Per i più ingenui l’epidemia del Covid-19 è stato il cosiddetto “cigno nero”, cioè un evento imprevedibile e dirompente per la sua imprevedibilità, prima che per la sua potenza e per la condizione di incertezza che suscita in chi vede così ribaltate le abituali convinzioni e gli schemi cognitivi consolidati.

In realtà Covid-19 è un evento in larga parte previsto. Non nella letteratura fantasy e nelle angosce millenaristiche del pensiero new age, ma nelle previsioni scientifiche rielaborate dal giornalista del National Geographic, David Quammen in “Spillover: l’evoluzione delle pandemie” uscito nel 2004, che sembrava raccontare quindicini anni prima l’epidemia che abbiamo davanti, con tutti i suoi protagonisti: un coronavirus, i pipistrelli, i mercati di animali vivi cinesi...

La nuova pandemia non è dunque un “cigno nero”, ma al contrario “The Big One”, l’evento catastrofico che più o meno si sapeva che sarebbe arrivato, senza potere prevedere come, quando e dove.

Covid-19 non è però più solo una pandemia, ma un mezzo di lotta politica. Un modo in cui i principali player della politica mondiale tendono ad affermare i propri modelli e i propri interessi, in uno scenario globale sconvolto dall’infodemia del terrore. La Cina, come si vede, sta tentando di trasformare un clamoroso fallimento in una dimostrazione di forza e di superiorità del modello autocratico-militare. Trump usa il Coronavirus per confermare la giustizia profetica del suo isolazionismo. Johnson prova a farne dimostrazione dell’eccezionalismo del Regno Unito. In Italia tutti, a rimorchio del consolidato pregiudizio anti-europeo, ne stanno facendo un capo di accusa a Bruxelles e alle istituzioni dell’Ue, alle regole dell’Unione e a quelle della BCE.

Se per tutti il Coronavirus è un arma di guerra, per gli italiani è diventata l’ennesima foglia di fico dietro cui nascondere il fallimento di un Paese che nell’ultimo ventennio è uscito ridimensionato dalla sfida dell’euro, continuando ad addebitare agli altri le proprie sciagure e che l’Italexit consegnerebbe a prospettive argentine o venezuelane. Il Coronavirus è diventato anche il pretesto per tutti gli orfani inconsolabili del divorzio tra Tesoro e Bankitalia del 1981 per chiedere - per ragioni di salute pubblica! - la monetizzazione del debito pubblico italiano da parte della BCE.

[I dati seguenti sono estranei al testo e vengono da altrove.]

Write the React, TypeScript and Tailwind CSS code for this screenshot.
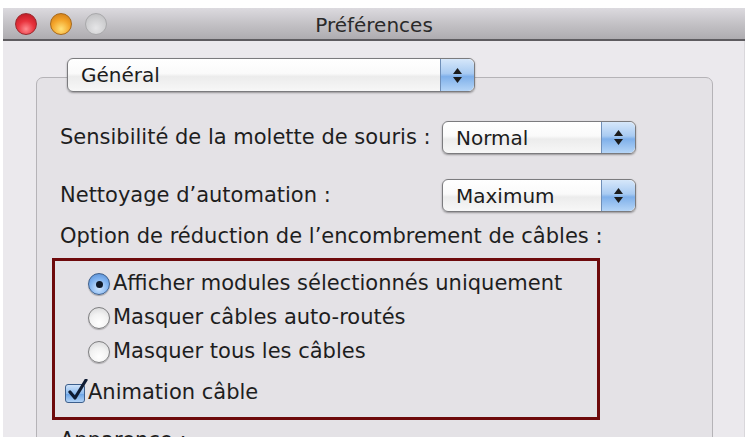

Cose se il Coronavirus, in nome della solidarietà europea, potesse trasformare l'istituto di Francoforte il bancomat della politica sovranista. Non oggi, nell’emergenza, ma a regime. Con tedeschi, olandesi, scandinavi muti a vedere le rotative stampare l’argent de poche di Borghi e di Bagnai, finanziare i pasti gratis delle loro clientele e cedere di schianto alla minaccia dell’omicidio-suicidio del Belpaese. C’è chi ci crede e pagheremo carissima anche questa fiducia nella nostra furbizia e nella stupidità altrui.